Comme peut l’être Joust, Deepwail est un jeu très direct. Une course en avant. Pas de pause, pas de superflu. Le jeu se joue d’autant plus vite mais marque d’autant moins. Comme peut le faire Joust aussi. Loin d’être en manque de fluidité toutefois, Deepwail se trimbale facilement et se joue comme un petit solitaire dans les moments ou les jeux sur téléphones ne sont plus aussi tentants. Deepwail se concentre sur des décisions qui constituent les fondations du jeu de société.

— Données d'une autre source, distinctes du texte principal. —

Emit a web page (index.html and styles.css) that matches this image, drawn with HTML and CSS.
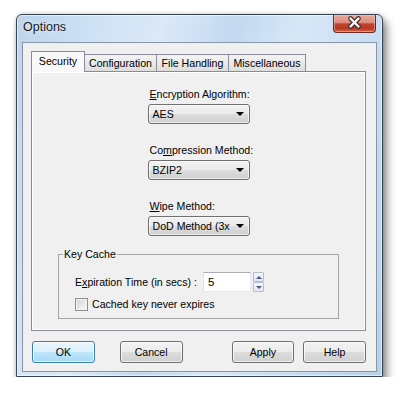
FILE: index.html
```html
<!DOCTYPE html>
<html lang="en">
<head>
    <meta charset="UTF-8">
    <title>Options</title>
    <link rel="stylesheet" href="styles.css">
</head>
<body>
    <div class="window">
        <div class="titlebar">
            <span class="title">Options</span>
            <div class="close-btn">
                <svg width="43" height="18" viewBox="0 0 43 18">
                    <path d="M17.5 4.5 L25.5 12.5 M25.5 4.5 L17.5 12.5" stroke="#3a3030" stroke-width="4.6" stroke-linecap="round" fill="none"/>
                    <path d="M17.5 4.5 L25.5 12.5 M25.5 4.5 L17.5 12.5" stroke="#ffffff" stroke-width="2.4" stroke-linecap="round" fill="none"/>
                </svg>
            </div>
        </div>

        <div class="client">
            <div class="tabs">
                <div class="tab active">Security</div>
                <div class="tab tab-config">Configuration</div>
                <div class="tab tab-files">File Handling</div>
                <div class="tab tab-misc">Miscellaneous</div>
            </div>

            <div class="panel">
                <div class="field">
                    <label><u>E</u>ncryption Algorithm:</label>
                    <div class="combo"><span>AES</span><i class="arrow"></i></div>
                </div>
                <div class="field">
                    <label>Co<u>m</u>pression Method:</label>
                    <div class="combo"><span>BZIP2</span><i class="arrow"></i></div>
                </div>
                <div class="field">
                    <label><u>W</u>ipe Method:</label>
                    <div class="combo"><span>DoD Method (3x</span><i class="arrow"></i></div>
                </div>

                <fieldset class="group">
                    <legend>Key Cache</legend>
                    <div class="row">
                        <label class="exp-label">E<u>x</u>piration Time (in secs) :</label>
                        <div class="num-input">5</div>
                        <div class="spin">
                            <div class="spin-btn"><i class="up"></i></div>
                            <div class="spin-btn"><i class="down"></i></div>
                        </div>
                    </div>
                    <div class="row check-row">
                        <span class="checkbox"></span>
                        <span>Cached key never expires</span>
                    </div>
                </fieldset>
            </div>

            <div class="buttons">
                <div class="btn btn-default btn-ok">OK</div>
                <div class="btn btn-cancel">Cancel</div>
                <div class="btn btn-apply">Apply</div>
                <div class="btn btn-help">Help</div>
            </div>
        </div>
    </div>
</body>
</html>
```

FILE: styles.css
```css
* {
    box-sizing: border-box;
}

body {
    margin: 0;
    background-color: #ffffff;
    font-family: "Liberation Sans", Arial, sans-serif;
    font-size: 10.6px;
    color: #000000;
    white-space: nowrap;
}

.window {
    margin: 14px 0 0 16px;
    width: 367px;
    height: 363px;
    border: 1px solid #39434f;
    border-radius: 6px 6px 0 0;
    background: linear-gradient(105deg, #bcd4ec 0%, #cfe2f5 18%, #dbe9f8 32%, #c3d9f0 48%, #d7e7f7 62%, #c6dcf2 82%, #b7d1eb 100%);
    box-shadow: inset 0 0 0 1px rgba(255, 255, 255, 0.55), 4px 6px 9px rgba(0, 0, 0, 0.45), 0 0 4px rgba(0, 0, 0, 0.2);
    display: flex;
    flex-direction: column;
}

.titlebar {
    height: 27px;
    display: flex;
    justify-content: space-between;
    align-items: flex-start;
}

.title {
    padding: 5px 0 0 6px;
    font-size: 12.5px;
    line-height: 15px;
    color: #1a1a1a;
    text-shadow: 0 0 5px rgba(255, 255, 255, 0.9);
}

.close-btn {
    width: 43px;
    height: 18px;
    margin-right: 6px;
    border: 1px solid #6a2b22;
    border-top: none;
    border-radius: 0 0 4px 4px;
    background: linear-gradient(#e8a99d 0%, #dc8b7c 45%, #c4452f 52%, #b8381f 78%, #d2674b 100%);
    box-shadow: inset 0 0 0 1px rgba(255, 210, 200, 0.45);
}

.close-btn svg {
    display: block;
    margin: -1px 0 0 -1px;
}

.client {
    margin: 0 5px;
    height: 330px;
    border: 1px solid #8796a6;
    background-color: #f0f0f0;
    padding: 8px 10px 0 8px;
}

/* tab strip */

.tabs {
    display: flex;
    align-items: flex-end;
    height: 20px;
}

.tab {
    height: 17px;
    border: 1px solid #898c95;
    border-bottom: none;
    background: linear-gradient(#f4f4f4 0%, #e9e9e9 50%, #dedede 100%);
    text-align: center;
    line-height: 16px;
    margin-left: -1px;
}

.tab.active {
    position: relative;
    z-index: 1;
    height: 21px;
    margin-bottom: -1px;
    margin-left: 0;
    width: 54px;
    background: #f9f9f9;
    line-height: 18px;
}

.tab-config {
    width: 73px;
}

.tab-files {
    width: 73px;
}

.tab-misc {
    width: 78px;
}

.panel {
    width: 335px;
    height: 260px;
    border: 1px solid #898c95;
    background-color: #f0f0f0;
    box-shadow: inset 1px 1px 0 #ffffff, inset -1px -1px 0 #ffffff;
    padding-top: 16px;
    display: flex;
    flex-direction: column;
    align-items: center;
}

.field {
    width: 102px;
    display: flex;
    flex-direction: column;
}

.field + .field {
    margin-top: 20px;
}

.field label {
    line-height: 13px;
    padding-left: 2px;
    margin-bottom: 3px;
}

.combo {
    height: 20px;
    border: 1px solid #707070;
    border-radius: 3px;
    background: linear-gradient(#f2f2f2 0%, #ebebeb 50%, #dddddd 51%, #cfcfcf 100%);
    box-shadow: inset 0 0 0 1px rgba(255, 255, 255, 0.6);
    display: flex;
    align-items: center;
    justify-content: space-between;
    padding: 0 5px 0 4px;
    overflow: hidden;
}

.arrow {
    flex: none;
    width: 0;
    height: 0;
    border-top: 4px solid #000000;
    border-left: 4px solid transparent;
    border-right: 4px solid transparent;
}

/* key cache group */

.group {
    width: 281px;
    margin: 12px 0 0 0;
    border: 1px solid #a4a4a4;
    padding: 11px 16px 6px 16px;
}

.group legend {
    margin-left: -12px;
    padding: 0 1px;
    line-height: 13px;
}

.row {
    display: flex;
    align-items: center;
    height: 20px;
}

.exp-label {
    width: 128px;
}

.num-input {
    width: 48px;
    height: 20px;
    background-color: #ffffff;
    border: 1px solid #e3e9ef;
    border-top-color: #abadb3;
    border-left-color: #e2e3ea;
    padding: 3px 0 0 4px;
    font-size: 11.5px;
}

.spin {
    margin-left: 2px;
    width: 11px;
    height: 20px;
    display: flex;
    flex-direction: column;
}

.spin-btn {
    height: 10px;
    border: 1px solid #b5c0cc;
    border-radius: 1px;
    background: linear-gradient(#f6f8fa, #dfe5ec);
    display: flex;
    align-items: center;
    justify-content: center;
}

.spin .up {
    border-bottom: 3px solid #4b5e82;
    border-left: 3px solid transparent;
    border-right: 3px solid transparent;
}

.spin .down {
    border-top: 3px solid #4b5e82;
    border-left: 3px solid transparent;
    border-right: 3px solid transparent;
}

.check-row {
    margin-top: 4px;
    height: 16px;
}

.checkbox {
    width: 13px;
    height: 13px;
    border: 1px solid #8f8f8f;
    background: linear-gradient(135deg, #d2d2d2 0%, #e9e9e9 55%, #fbfbfb 100%);
    box-shadow: inset 0 0 0 1px #f4f4f4;
    margin-right: 4px;
}

/* bottom buttons */

.buttons {
    display: flex;
    margin-top: 10px;
}

.btn {
    width: 63px;
    height: 22px;
    border: 1px solid #707070;
    border-radius: 3px;
    background: linear-gradient(#f2f2f2 0%, #ebebeb 50%, #dddddd 51%, #cfcfcf 100%);
    box-shadow: inset 0 0 0 1px rgba(255, 255, 255, 0.7);
    text-align: center;
    line-height: 20px;
}

.btn-default {
    border-color: #3c7fb1;
    background: linear-gradient(#eaf6fd 0%, #d9f0fc 50%, #bee6fd 51%, #a7d9f5 100%);
}

.btn-ok {
    margin-left: 1px;
}

.btn-cancel {
    margin-left: 25px;
}

.btn-apply {
    margin-left: 49px;
}

.btn-help {
    margin-left: 9px;
}
```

Dois-je activer mon pouvoir ? Dois-je arrêter là ? Le jeu se propose tout aussi bien à deux, facile à expliquer et créant un objectif plus concret (un adversaire extérieur à soi-même. Marre de l’introspection) mais ne sera jamais le clou de la soirée. Certaines combinaisons du pouvoir des enfants alliés aux effets des pièces peuvent amener un élément de réflexion supplémentaire salutaire à quiconque en voudrait un peu plus. A vous de trouver de nouvelles façons d’utiliser au mieux le courage de ces chérubins, à la fois lors du choix du duo et de la façon de l’activer.

Vous pouvez vous procurer gratuitement le jeu içi. Grail games, un éditeur australien, s’est montré intéressé dans une adaptation commerciale officielle. Seul le nom du jeu a filtré mais puisque leurs premiers projets et leur speech introductif incluent de tout petits jeux comme Elevenses for one, ça semble bien coller.